I've asked many times for those who hold that all homosexual behavior is sinful to show how the Scripture used for that conclusion is an accurate description of what is going on today.  The only answer I've received so far is that it is the clear Word of God.  If anyone chooses to respond, can we start with the New Testament, please, so we don't get bogged down in holiness codes?  Dueling blogs won't do it either.  Your thoughts, your interpretation of what you believe God is saying.

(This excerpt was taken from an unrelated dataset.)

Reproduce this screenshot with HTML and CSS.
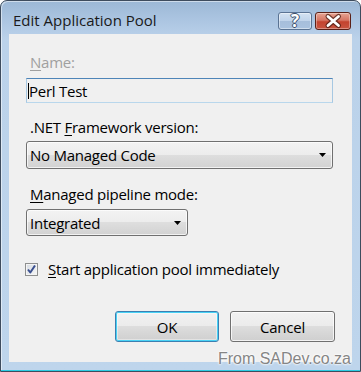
FILE: index.html
```html
<!DOCTYPE html>
<html lang="en">
<head>
    <meta charset="UTF-8">
    <meta name="viewport" content="width=device-width, initial-scale=1.0">
    <title>Edit Application Pool</title>
    <link rel="stylesheet" href="styles.css">
</head>
<body>
    <div class="window">
        <!-- Title Bar -->
        <div class="titlebar">
            <span class="title">Edit Application Pool</span>
            <div class="caption-buttons">
                <button class="caption-btn help-btn">?</button>
                <button class="caption-btn close-btn">
                    <svg width="36" height="18" viewBox="0 0 36 18">
                        <path d="M13 4.5 L23.5 13.5 M23.5 4.5 L13 13.5" stroke="#4a1b12" stroke-width="5" stroke-linecap="round" opacity="0.75"/>
                        <path d="M13 4.5 L23.5 13.5 M23.5 4.5 L13 13.5" stroke="#ffffff" stroke-width="2.8" stroke-linecap="round"/>
                    </svg>
                </button>
            </div>
        </div>

        <!-- Client Area -->
        <div class="client">
            <label class="field-label disabled"><u>N</u>ame:</label>
            <div class="textbox"><span class="caret"></span>Perl Test</div>

            <label class="field-label label-net">.NET <u>F</u>ramework version:</label>
            <div class="combo combo-wide">
                <span>No Managed Code</span>
                <svg class="arrow" width="7" height="4" viewBox="0 0 7 4"><path d="M0 0 H7 L3.5 4 Z" fill="#000"/></svg>
            </div>

            <label class="field-label label-mode"><u>M</u>anaged pipeline mode:</label>
            <div class="combo combo-small">
                <span>Integrated</span>
                <svg class="arrow" width="7" height="4" viewBox="0 0 7 4"><path d="M0 0 H7 L3.5 4 Z" fill="#000"/></svg>
            </div>

            <div class="check-row">
                <span class="checkbox">
                    <svg width="11" height="11" viewBox="0 0 11 11">
                        <path d="M2 5.5 L4.3 8.5 L9 1.5" stroke="#3a4f8f" stroke-width="2" fill="none" stroke-linejoin="round"/>
                    </svg>
                </span>
                <span><u>S</u>tart application pool immediately</span>
            </div>

            <div class="dialog-buttons">
                <button class="btn btn-default">OK</button>
                <button class="btn">Cancel</button>
            </div>
        </div>

        <div class="watermark">From SADev.co.za</div>
    </div>
</body>
</html>
```

FILE: styles.css
```css
/* General Styling */
body {
    margin: 0;
    padding: 0;
    background-color: #ffffff;
    font-family: 'Open Sans', 'Noto Sans', sans-serif;
    font-size: 15px;
    color: #000;
}

u {
    text-decoration: underline;
    text-underline-offset: 2px;
}

/* Window Frame */
.window {
    position: relative;
    width: 361px;
    height: 372px;
    box-sizing: border-box;
    border: 1px solid #3e4c5e;
    border-radius: 7px 7px 0 0;
    background: linear-gradient(#9cb8d6 0, #aec7e3 22px, #bbd2ea 38px, #bed5ec 100%);
    box-shadow: inset 0 -1px 0 #2ccbe2, inset 1px 1px 0 rgba(255, 255, 255, 0.5);
    display: flex;
    flex-direction: column;
}

/* Title Bar */
.titlebar {
    height: 33px;
    display: flex;
    justify-content: space-between;
    align-items: flex-start;
    padding: 0 9px 0 12px;
}

.title {
    padding-top: 9px;
    line-height: 20px;
    color: #1a1a1a;
}

.caption-buttons {
    display: flex;
    gap: 3px;
    margin-top: 11px;
}

.caption-btn {
    height: 18px;
    padding: 0;
    border-radius: 3px;
    box-sizing: border-box;
}

.help-btn {
    width: 34px;
    border: 1px solid #5a7393;
    background: linear-gradient(#d3e2f2 0%, #bfd3ea 50%, #a6bedb 50%, #a9c2df 100%);
    box-shadow: inset 0 0 0 1px rgba(255, 255, 255, 0.45);
    color: #ffffff;
    font-family: 'Open Sans', sans-serif;
    font-weight: bold;
    font-size: 17px;
    line-height: 14px;
    text-shadow: 1px 0 0 #3a4f6c, -1px 0 0 #3a4f6c, 0 1px 0 #3a4f6c, 0 -1px 0 #3a4f6c;
}

.close-btn {
    width: 36px;
    border: 1px solid #5b2017;
    background: linear-gradient(#e7a493 0%, #d67664 45%, #c3432f 55%, #c95540 100%);
    box-shadow: inset 0 0 0 1px rgba(255, 255, 255, 0.35);
    position: relative;
}

.close-btn svg {
    position: absolute;
    top: -1px;
    left: -1px;
}

/* Client Area */
.client {
    margin: 0 8px 0 8px;
    height: 328px;
    box-sizing: border-box;
    background-color: #f0f0f0;
    padding: 18px 19px 0 17px;
    display: flex;
    flex-direction: column;
    align-items: flex-start;
    letter-spacing: -0.25px;
}

.field-label {
    line-height: 20px;
    padding-left: 4px;
}

.field-label.disabled {
    color: #a0a0a0;
}

.label-net {
    margin-top: 14px;
}

.label-mode {
    margin-top: 15px;
}

/* Text Box */
.textbox {
    margin-top: 6px;
    width: 307px;
    height: 25px;
    box-sizing: border-box;
    border: 1px solid #a7c8e2;
    border-top-color: #4f85b8;
    border-bottom-color: #b9d7ec;
    display: flex;
    align-items: center;
    padding-left: 1px;
    line-height: 20px;
}

.caret {
    width: 1px;
    height: 16px;
    background-color: #000;
}

/* Combo Boxes */
.combo {
    box-sizing: border-box;
    border: 1px solid #707070;
    border-radius: 3px;
    background: linear-gradient(#f3f3f3 0%, #ececec 50%, #dedede 50%, #d2d2d2 100%);
    box-shadow: inset 0 0 0 1px rgba(255, 255, 255, 0.7);
    display: flex;
    justify-content: space-between;
    align-items: center;
    padding: 0 6px 0 3px;
    line-height: 20px;
}

.combo-wide {
    margin-top: 4px;
    width: 307px;
    height: 28px;
}

.combo-small {
    margin-top: 5px;
    width: 162px;
    height: 27px;
}

/* Checkbox */
.check-row {
    margin-top: 23px;
    margin-left: -1px;
    display: flex;
    align-items: center;
    gap: 10px;
    line-height: 20px;
}

.checkbox {
    width: 13px;
    height: 13px;
    box-sizing: border-box;
    border: 1px solid #8e8f8f;
    background: linear-gradient(135deg, #d6dbe2, #f7f7f7);
    box-shadow: inset 0 0 0 1px #f4f4f4;
    display: flex;
    align-items: center;
    justify-content: center;
}

/* Dialog Buttons */
.dialog-buttons {
    margin-top: 32px;
    align-self: stretch;
    display: flex;
    justify-content: flex-end;
    gap: 11px;
    margin-right: -2px;
}

.btn {
    width: 105px;
    height: 31px;
    box-sizing: border-box;
    border: 1px solid #707070;
    border-radius: 3px;
    background: linear-gradient(#f2f2f2 0%, #ebebeb 50%, #dddddd 50%, #cfcfcf 100%);
    box-shadow: inset 0 0 0 1px rgba(255, 255, 255, 0.75);
    font-family: 'Open Sans', 'Noto Sans', sans-serif;
    font-size: 15px;
    letter-spacing: -0.25px;
    color: #000;
    padding: 0;
}

.btn-default {
    width: 104px;
    border-color: #3c7fb1;
    box-shadow: inset 0 0 0 1px #48d2f5, inset 0 0 0 2px rgba(255, 255, 255, 0.4);
}

/* Watermark overlay */
.watermark {
    position: absolute;
    right: 9px;
    bottom: 3px;
    font-family: 'Liberation Sans', Arial, sans-serif;
    font-size: 16px;
    color: #858585;
    text-shadow: 0 0 2px #fff, 0 0 2px #fff, 0 0 3px #fff;
}
```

You may not be getting many takers because this topic has been discussed to death on ALPB.  Really.  To death.  I could link literally thousands of posts around "The Issue" (which is ultimately about scriptural interpretation, btw).

But to enter this discussion again, let's just look at one passage for now, Rom 1:26-27:

26 Διὰ τοῦτο παρέδωκεν αὐτοὺς ὁ θεὸς εἰς πάθη ἀτιμίας, αἵ τε γὰρ θήλειαι αὐτῶν μετήλλαξαν τὴν φυσικὴν χρῆσιν εἰς τὴν παρὰ φύσιν, 27 ὁμοίως τε καὶ οἱ ἄρσενες ἀφέντες τὴν φυσικὴν χρῆσιν τῆς θηλείας ἐξεκαύθησαν ἐν τῇ ὀρέξει αὐτῶν εἰς ἀλλήλους, ἄρσενες ἐν ἄρσεσιν τὴν ἀσχημοσύνην κατεργαζόμενοι καὶ τὴν ἀντιμισθίαν ἣν ἔδει τῆς πλάνης αὐτῶν ἐν ἑαυτοῖς ἀπολαμβάνοντες.

Here we note that vs. 26 speaks of women giving up of "natural relations" (τὴν φυσικὴν χρῆσιν) for those "against nature" (εἰς τὴν παρὰ φύσιν).  Though vs. 26 doesn't explicitly say this is women having relations with women, vs. 27 does make that clear with the particle ὁμοίως ("likewise") when it explicitly indicates that men engaged in relations with men.  Further, a judgment is given on these relations that are "against nature" -- such relations are "the shameless act" (τὴν ἀσχημοσύνην) and "their error" (τῆς πλάνης αὐτῶν) for which they receive a penalty in their own bodies.

Note that no mention of the quality of their relationship is in view.  Only the engaging in relations "against nature" is.  And those are described as the "shameless act."

Further note that it doesn't say "against their nature" as if such activity would be wrong only if they were truly heterosexual and then engaged in homosexual relations.  Rather, it simply calls them "against nature" in general.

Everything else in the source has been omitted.